Despite how it would seem being constantly surrounded by people eating and drinking, it doesn’t really get to me. Yeah, every once in a while I’ll crave a piece of juicy watermelon or want to shove my face full with delicious potato manti, but I’m doing alright. And all of the other vols, while once in a while having a momentary brain lapse, have been super supportive and considerate about stuff, which I’m eternally grateful. I am also super glad that I’m doing this WITH people. As far as I know, my friends Steve, Meghan, Luke and even my dad (!) are all participating with me. Having that solidarity with them really helps, knowing I’m not the only one going through all this for the first time.

One of the other things that I find must be frustrating for people having to deal with me during this month is the fact that they constantly have to save me food for later. At least that’s what’s been done at camp. Or the meal I want to eat is lunch, but have to eat it cold and 8 hours later, when they’ve saved me a plate of whatever was for dinner. I know I should check myself, they don’t even have to be saving me anything, just complaining. Haha.

The thing that baffles me the most is when people – both HCNs (host-country nationals) and other volunteers – ask me why I’m doing Ramadan. For some reason or another, I can never seem to find an answer that seems adequate to anyone. ‘But you’re not Muslim, why are you torturing yourself doing that?’ is one of the most frequent responses I receive when I tell them what I’m doing. I wish that I had a better and more legitimate ‘excuse’ or ‘reason’ for wanting to do it other than I’ve always been fascinated by Islamic culture and have always wanted to try. ‘Cause I feel that people don’t think it’s a ‘good enough’ reason to be starving myself from sunrise to sundown.

I wish I had more that I could talk about right now, but Ramadan has taken over all of my brain power and left it to nothing. And when it does work, it’s with a pounding migraine. Life, eh? Things have been going surprisingly well in life lately. Still kind of bored, but camp has been combating that recently. After it’s over, we’ll see what happens. :) But might be helping another camp in Issyk-Kul (another oblast finally!) the third week of August, and then school starts two weeks later. Not too worried about life anymore. Feelin’ pretty good. Let’s hope it lasts.

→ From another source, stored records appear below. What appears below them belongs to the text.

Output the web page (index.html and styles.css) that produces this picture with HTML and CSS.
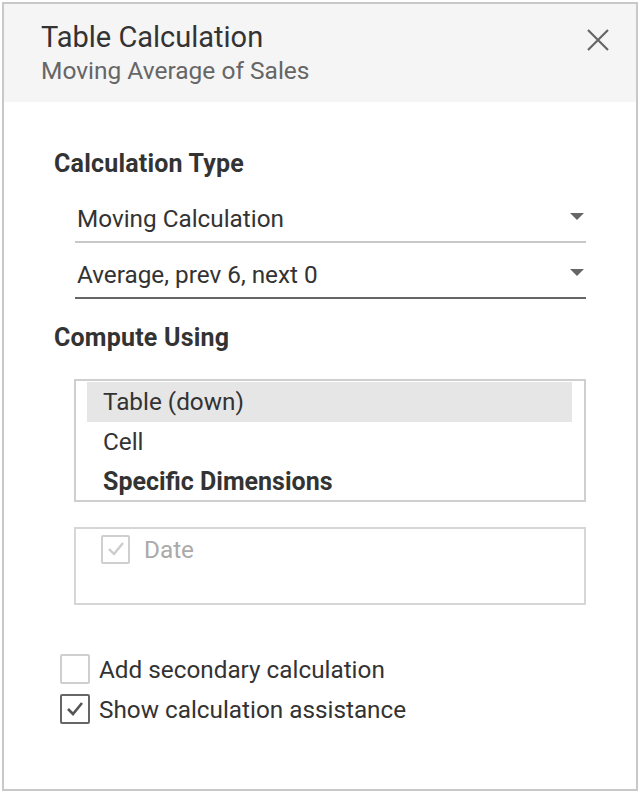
FILE: index.html
```html
<!DOCTYPE html>
<html>
<head>
<meta charset="utf-8">
<link rel="stylesheet" href="styles.css">
</head>
<body>
<div class="panel">
  <div class="header">
    <div class="titles">
      <div class="title">Table Calculation</div>
      <div class="subtitle">Moving Average of Sales</div>
    </div>
    <svg class="close" width="24" height="24" viewBox="0 0 24 24"><path d="M2 2 L22 22 M22 2 L2 22" stroke="#666" stroke-width="2.2" fill="none"/></svg>
  </div>
  <div class="content">
    <div class="section-title">Calculation Type</div>
    <div class="select light"><span>Moving Calculation</span><span class="arrow"></span></div>
    <div class="select dark"><span>Average, prev 6, next 0</span><span class="arrow"></span></div>
    <div class="section-title second">Compute Using</div>
    <div class="listbox">
      <div class="item selected">Table (down)</div>
      <div class="item">Cell</div>
      <div class="item bold">Specific Dimensions</div>
    </div>
    <div class="dimbox">
      <div class="check-row disabled">
        <span class="box"><svg width="18" height="14" viewBox="0 0 18 14"><path d="M2 7 L7 12 L16 1" stroke="#ccc" stroke-width="2.4" fill="none"/></svg></span>
        <span class="label">Date</span>
      </div>
    </div>
    <div class="options">
      <div class="check-row">
        <span class="box"></span>
        <span class="label">Add secondary calculation</span>
      </div>
      <div class="check-row">
        <span class="box checked"><svg width="18" height="14" viewBox="0 0 18 14"><path d="M2 7 L7 12 L16 1" stroke="#555" stroke-width="2.6" fill="none"/></svg></span>
        <span class="label">Show calculation assistance</span>
      </div>
    </div>
  </div>
</div>
</body>
</html>
```
FILE: styles.css
```css
* { box-sizing: border-box; }
html, body { margin: 0; padding: 0; background: #fff; }
body { font-family: Roboto, "Open Sans", sans-serif; color: #333; }
.panel {
  margin: 2px;
  width: 636px;
  height: 789px;
  border: 2px solid #c8c8c8;
  background: #fff;
}
.header {
  background: #f5f5f5;
  height: 98px;
  display: flex;
  justify-content: space-between;
  align-items: flex-start;
  padding: 17px 26px 0 37px;
}
.title { font-size: 29px; line-height: 32px; color: #333; }
.subtitle { font-size: 24.5px; line-height: 30px; color: #666; margin-top: 3px; }
.close { margin-top: 7px; }
.content { padding: 48px 50px 0 50px; }
.section-title { font-size: 25px; font-weight: bold; line-height: 28px; color: #333; letter-spacing: 0.2px; }
.section-title.second { margin-top: 25px; }
.select {
  margin-left: 21px;
  width: 511px;
  height: 56px;
  display: flex;
  align-items: center;
  justify-content: space-between;
  padding: 0 2px 0 2px;
  font-size: 24.3px;
  color: #333;
}
.select.light { border-bottom: 2px solid #c8c8c8; margin-top: 9px; }
.select.dark { border-bottom: 2px solid #666; }
.select span:first-child { margin-top: 8px; }
.arrow {
  width: 0; height: 0;
  border-left: 7px solid transparent;
  border-right: 7px solid transparent;
  border-top: 7px solid #666;
  margin-top: 4px;
}
.listbox {
  margin: 27px 0 0 20px;
  width: 512px;
  height: 123px;
  border: 2px solid #cfcfcf;
  padding: 1px 12px 0 11px;
}
.item { height: 40px; line-height: 40px; font-size: 24.3px; padding-left: 16px; color: #333; }
.item.selected { background: #e6e6e6; }
.item.bold { font-weight: bold; font-size: 25px; }
.dimbox {
  margin: 25px 0 0 20px;
  width: 512px;
  height: 78px;
  border: 2px solid #d6d6d6;
  padding: 0 0 0 25px;
}
.check-row { display: flex; align-items: center; height: 40px; }
.box {
  width: 30px; height: 30px;
  border: 2px solid #cfcfcf;
  border-radius: 2px;
  display: flex; align-items: center; justify-content: center;
  flex: none;
}
.box.checked { border-color: #666; }
.label { font-size: 24.3px; margin-left: 9px; color: #333; }
.disabled .box { width: 29px; height: 29px; }
.disabled .label { color: #aaa; margin-left: 14px; }
.options { margin: 44px 0 0 6px; }
```
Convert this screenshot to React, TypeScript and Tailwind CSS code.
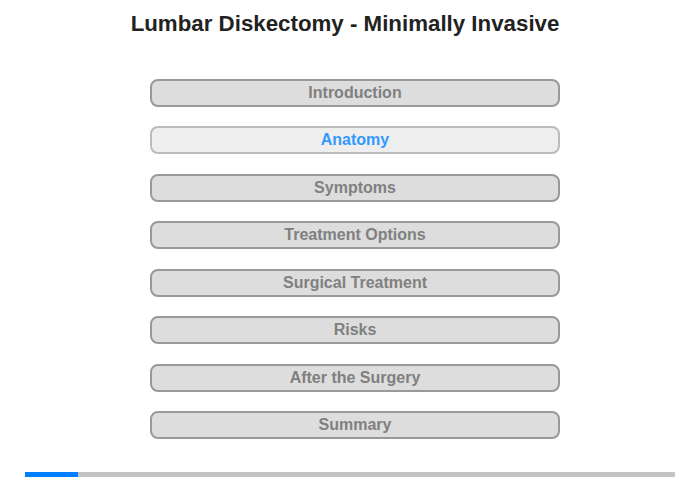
const items = [
  "Introduction",
  "Anatomy",
  "Symptoms",
  "Treatment Options",
  "Surgical Treatment",
  "Risks",
  "After the Surgery",
  "Summary",
];

export default function App() {
  const active = 1;
  return (
    <div className="w-[700px] h-[480px] bg-white flex flex-col font-['Liberation_Sans',Arial,sans-serif]">
      <h1 className="pt-[11px] pr-[10px] h-[78.5px] text-center text-[22.3px] leading-[26px] font-bold text-[#222222]">
        Lumbar Diskectomy - Minimally Invasive
      </h1>

      <div className="flex flex-col items-center gap-[19.5px] pl-[10px]">
        {items.map((name, i) => (
          <div
            key={name}
            className={
              i === active
                ? "w-[410px] h-[28px] rounded-[8px] border-2 border-[#bbbbbb] bg-[#eeeeee] flex items-center justify-center text-[16px] font-bold text-[#3399ff]"
                : "w-[410px] h-[28px] rounded-[8px] border-2 border-[#999999] bg-[#dddddd] flex items-center justify-center text-[16px] font-bold text-[#808080]"
            }
          >
            {name}
          </div>
        ))}
      </div>

      <div className="mt-auto mb-[3px] mx-[25px] h-[5px] bg-[#c4c4c4] flex">
        <div className="w-[53px] h-full bg-[#0080ff]" />
      </div>
    </div>
  );
}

Currently raging through Game of Thrones – that silly HBO series based on the books by George RR Martin. Eff my life are they good! I would ask when the hell Harry Lloyd got creepy, but he was the first time I saw him in Doctor Who, so I’m not too surprised he’s the same in this. Again with my love for Sean Bean. Fuck you, Boromir. Get out of my life (and yet stay in it forever, please and thank you!). And the brothers?! YES.PLEASE. And I’m surprised at how relatively close it’s staying to the book – which I’m reading at the moment, along with about 4 others – which is so unlike HBO. I mean, look at the True Blood series. JOKE. [Speaking of which, I would kill small children to see this season, it’s my favourite of the books and has shit tons of Eric in it! <3]

I hope everyone has been having a solid summer and have been doing lots of cool things. Keep me updated on everyone’s lives, will you? Still love getting snail mail… And I promise that I do respond, even if it takes me a while to get them actually sent off. Haha. Missing and loving you all. Think about you every day!